Shehu explained that the sustained increase was driven by fiscal reforms, improved tracking and coordination among revenue-generating agencies, stronger audits, digital monitoring systems and better enforcement.
He said these measures have helped strengthen fiscal discipline and expand the revenue pool available for distribution to the federal, state and local governments.
He noted that the trend signals progress towards a more diversified and sustainable public finance system, with reduced reliance on oil revenue.
According to him, Nigeria’s heavy dependence on oil in the past exposed the economy to boom-and-bust cycles caused by fluctuating global prices, making long-term fiscal planning difficult.
Nigeria's rising debt burden
Shehu also highlighted the burden of rising debt-service obligations, which he said now consume a significant portion of government revenue and limit public investment across all levels of government.
Speaking on the Nigeria Tax Act, 2025, he said the legislation was timely and necessary, noting that it harmonises previously fragmented tax laws into a single framework, The Sun reported.

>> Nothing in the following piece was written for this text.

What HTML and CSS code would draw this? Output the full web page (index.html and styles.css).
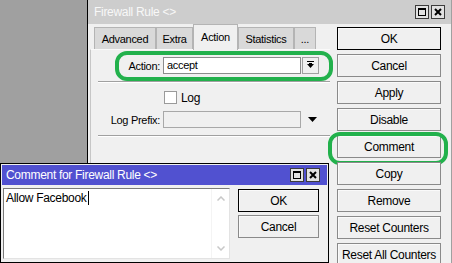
FILE: index.html
```html
<!DOCTYPE html>
<html>

<head>
  <meta charset="utf-8">
  <title>Firewall Rule</title>
  <link rel="stylesheet" href="styles.css">
</head>

<body>
  <div class="win main-win">
    <div class="titlebar">
      <span class="title">Firewall Rule &lt;&gt;</span>
      <div class="title-buttons">
        <span class="tbtn"><svg width="12" height="12" viewBox="0 0 12 12"><rect x="2.5" y="2.5" width="7" height="7" fill="none" stroke="#000"/><rect x="2" y="2" width="8" height="2" fill="#000"/></svg></span>
        <span class="tbtn"><svg width="12" height="12" viewBox="0 0 12 12"><path d="M3 3 L9 9 M9 3 L3 9" stroke="#000" stroke-width="2"/></svg></span>
      </div>
    </div>
    <div class="main-body">
      <div class="editor">
        <div class="tabs">
          <div class="tab tab-advanced">Advanced</div>
          <div class="tab tab-extra">Extra</div>
          <div class="tab tab-action active">Action</div>
          <div class="tab tab-stats">Statistics</div>
          <div class="tab tab-more">...</div>
        </div>
        <div class="pane">
          <div class="field">
            <span class="field-label">Action:</span>
            <div class="input">accept</div>
            <span class="drop-btn"><svg width="15" height="15" viewBox="0 0 15 15"><rect x="4" y="3" width="7" height="1" fill="#000"/><path d="M4 6 H11 L7.5 10 Z" fill="#000"/><rect x="6" y="5" width="3" height="2" fill="#000"/></svg></span>
            <span class="mark mark-action"></span>
          </div>
          <div class="sep"></div>
          <div class="field check-field">
            <span class="checkbox"></span>
            <span class="check-label">Log</span>
          </div>
          <div class="field prefix-field">
            <span class="field-label">Log Prefix:</span>
            <div class="input input-disabled"></div>
            <svg class="arrow" width="9" height="5" viewBox="0 0 9 5"><path d="M0 0 H9 L4.5 5 Z" fill="#000"/></svg>
          </div>
          <div class="sep"></div>
        </div>
      </div>
      <div class="side-buttons">
        <div class="btn btn-default">OK</div>
        <div class="btn">Cancel</div>
        <div class="btn">Apply</div>
        <div class="btn">Disable</div>
        <div class="btn btn-marked">Comment<span class="mark mark-comment"></span></div>
        <div class="btn">Copy</div>
        <div class="btn">Remove</div>
        <div class="btn">Reset Counters</div>
        <div class="btn">Reset All Counters</div>
      </div>
    </div>
  </div>

  <div class="win dialog">
    <div class="titlebar titlebar-active">
      <span class="title">Comment for Firewall Rule &lt;&gt;</span>
      <div class="title-buttons">
        <span class="tbtn"><svg width="12" height="12" viewBox="0 0 12 12"><rect x="2.5" y="2.5" width="7" height="7" fill="none" stroke="#000"/><rect x="2" y="2" width="8" height="2" fill="#000"/></svg></span>
        <span class="tbtn"><svg width="12" height="12" viewBox="0 0 12 12"><path d="M3 3 L9 9 M9 3 L3 9" stroke="#000" stroke-width="2"/></svg></span>
      </div>
    </div>
    <div class="dialog-body">
      <div class="textarea">
        <div class="text">Allow Facebook<span class="caret"></span></div>
        <div class="scroll">
          <svg width="8" height="5" viewBox="0 0 8 5"><path d="M0.5 4.5 L4 1 L7.5 4.5" fill="none" stroke="#c8c8c8" stroke-width="1.5"/></svg>
          <svg width="8" height="5" viewBox="0 0 8 5"><path d="M0.5 0.5 L4 4 L7.5 0.5" fill="none" stroke="#c8c8c8" stroke-width="1.5"/></svg>
        </div>
      </div>
      <div class="dialog-buttons">
        <div class="btn btn-default">OK</div>
        <div class="btn">Cancel</div>
      </div>
    </div>
  </div>
</body>

</html>
```

FILE: styles.css
```css
* {
  margin: 0;
  padding: 0;
}

body {
  position: relative;
  width: 452px;
  height: 263px;
  overflow: hidden;
  background-color: #a0a0a0;
  font-family: "Liberation Sans", Arial, sans-serif;
  font-size: 11px;
  letter-spacing: -0.3px;
  color: #000;
}

.win {
  position: absolute;
  box-sizing: border-box;
  background-color: #f0f0f0;
}

.main-win {
  left: 87px;
  top: 0;
  width: 365px;
  height: 263px;
  border-left: 1px solid #000;
  border-right: 1px solid #a0a0a0;
}

.titlebar {
  display: flex;
  align-items: center;
  justify-content: space-between;
  height: 24px;
  padding: 0 6px;
  background-color: #cdcdcd;
  color: #f8f8f8;
  font-size: 12px;
}

.title-buttons {
  display: flex;
  gap: 2px;
}

.tbtn {
  display: flex;
  width: 14px;
  height: 14px;
  box-sizing: border-box;
  border: 1px solid #3c3c3c;
  background-color: #e2e2e2;
}

.main-body {
  display: flex;
  padding-left: 2px;
}

.editor {
  width: 240px;
}

.tabs {
  display: flex;
  align-items: flex-end;
  height: 25px;
  padding-left: 4px;
}

.tab {
  display: flex;
  align-items: center;
  justify-content: center;
  height: 22px;
  box-sizing: border-box;
  border: 1px solid #b4b4b4;
  border-bottom: none;
  background-color: #d9d9d9;
}

.tab.active {
  position: relative;
  z-index: 1;
  height: 26px;
  margin-bottom: -1px;
  background-color: #f0f0f0;
  padding-bottom: 2px;
}

.tab-advanced { width: 62px; }
.tab-extra { width: 37px; }
.tab-action { width: 45px; }
.tab-stats { width: 56px; }
.tab-more { width: 22px; }

.pane {
  height: 213px;
  border-top: 1px solid #fafafa;
  border-left: 1px solid #c6c6c6;
  padding-top: 7px;
}

.field {
  position: relative;
  display: flex;
  align-items: center;
  height: 17px;
}

.field-label {
  width: 69px;
  margin-right: 3px;
  text-align: right;
}

.input {
  width: 138px;
  height: 17px;
  box-sizing: border-box;
  border: 1px solid #8c8c8c;
  background-color: #fff;
  padding-left: 3px;
  line-height: 15px;
}

.input-disabled {
  background-color: #f0f0f0;
  border-color: #a8a8a8;
}

.drop-btn {
  display: flex;
  align-items: center;
  justify-content: center;
  width: 17px;
  height: 17px;
  margin-left: 1px;
  box-sizing: border-box;
  border: 1px solid #a0a0a0;
  background-color: #f0f0f0;
}

.sep {
  height: 1px;
  margin: 7px 0 0 7px;
  background-color: #a0a0a0;
  border-bottom: 1px solid #fff;
}

.check-field {
  height: 13px;
  margin-top: 8px;
}

.checkbox {
  width: 13px;
  height: 13px;
  margin-left: 73px;
  box-sizing: border-box;
  border: 1px solid #9a9a9a;
  background-color: #fff;
}

.check-label {
  margin-left: 4px;
  font-size: 12px;
}

.prefix-field {
  margin-top: 7px;
}

.arrow {
  margin-left: 7px;
}

.side-buttons {
  display: flex;
  flex-direction: column;
  gap: 4px;
  width: 104px;
  margin-left: 7px;
  padding-top: 3px;
}

.btn {
  position: relative;
  display: flex;
  align-items: center;
  justify-content: center;
  height: 23px;
  flex-shrink: 0;
  box-sizing: border-box;
  border: 1px solid #8a8a8a;
  background-color: #f0f0f0;
  box-shadow: inset 1px 1px #fafafa;
  font-size: 12px;
}

.btn-default {
  border-color: #000;
}

.mark {
  position: absolute;
  box-sizing: border-box;
  border: 4px solid #22b14c;
  border-radius: 12px;
}

.mark-action {
  left: 24px;
  top: -6px;
  width: 218px;
  height: 30px;
}

.mark-comment {
  left: -10px;
  top: -4px;
  width: 120px;
  height: 33px;
}

/* comment dialog */
.dialog {
  left: 0;
  top: 163px;
  width: 329px;
  height: 100px;
  border: 1px solid #000;
  padding: 1px;
}

.titlebar-active {
  height: 20px;
  padding: 0 7px 0 4px;
  background-color: #5151d0;
  color: #fff;
}

.dialog-body {
  display: flex;
  padding: 3px 0 0 1px;
}

.textarea {
  display: flex;
  width: 227px;
  height: 71px;
  box-sizing: border-box;
  border: 1px solid;
  border-color: #7a7a7a #e3e3e3 #e3e3e3 #7a7a7a;
  background-color: #fff;
}

.text {
  flex: 1;
  padding: 2px 0 0 2px;
  line-height: 13px;
  font-size: 12px;
}

.caret {
  display: inline-block;
  width: 1px;
  height: 14px;
  margin-left: 1px;
  vertical-align: -3px;
  background-color: #000;
}

.scroll {
  display: flex;
  flex-direction: column;
  justify-content: space-between;
  align-items: center;
  width: 18px;
  padding: 7px 0 7px;
  box-sizing: border-box;
  border-left: 1px solid #f4f4f4;
}

.dialog-buttons {
  display: flex;
  flex-direction: column;
  gap: 3px;
  width: 81px;
  margin-left: 8px;
  padding-top: 1px;
}
```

He added that the Act removes duplication and outdated provisions while improving the ease of doing business.
The RMAFC chairman said the law, which is expected to take effect in January 2026, will reduce compliance burdens, create a more predictable fiscal environment and eliminate regional disparities in tax administration.
He said the stakeholders’ forum was convened to promote a deeper understanding of the Act’s implementation, including engagement with organised labour.
Earlier, Chairman of the Fiscal Efficiency and Budget Committee, Desmond Akawor, described the Nigeria Tax Act as a major reform designed to modernise tax administration, strengthen compliance and close revenue leakages.
He stressed that cooperation among the government, the private sector and other stakeholders is critical to the success of the reforms, PUNCH reported.
In his presentation, Chairman of the Tax Reform Committee, Professor Taiwo Oyedele, said Nigeria needs to streamline its tax system by consolidating more than 60 existing taxes and levies.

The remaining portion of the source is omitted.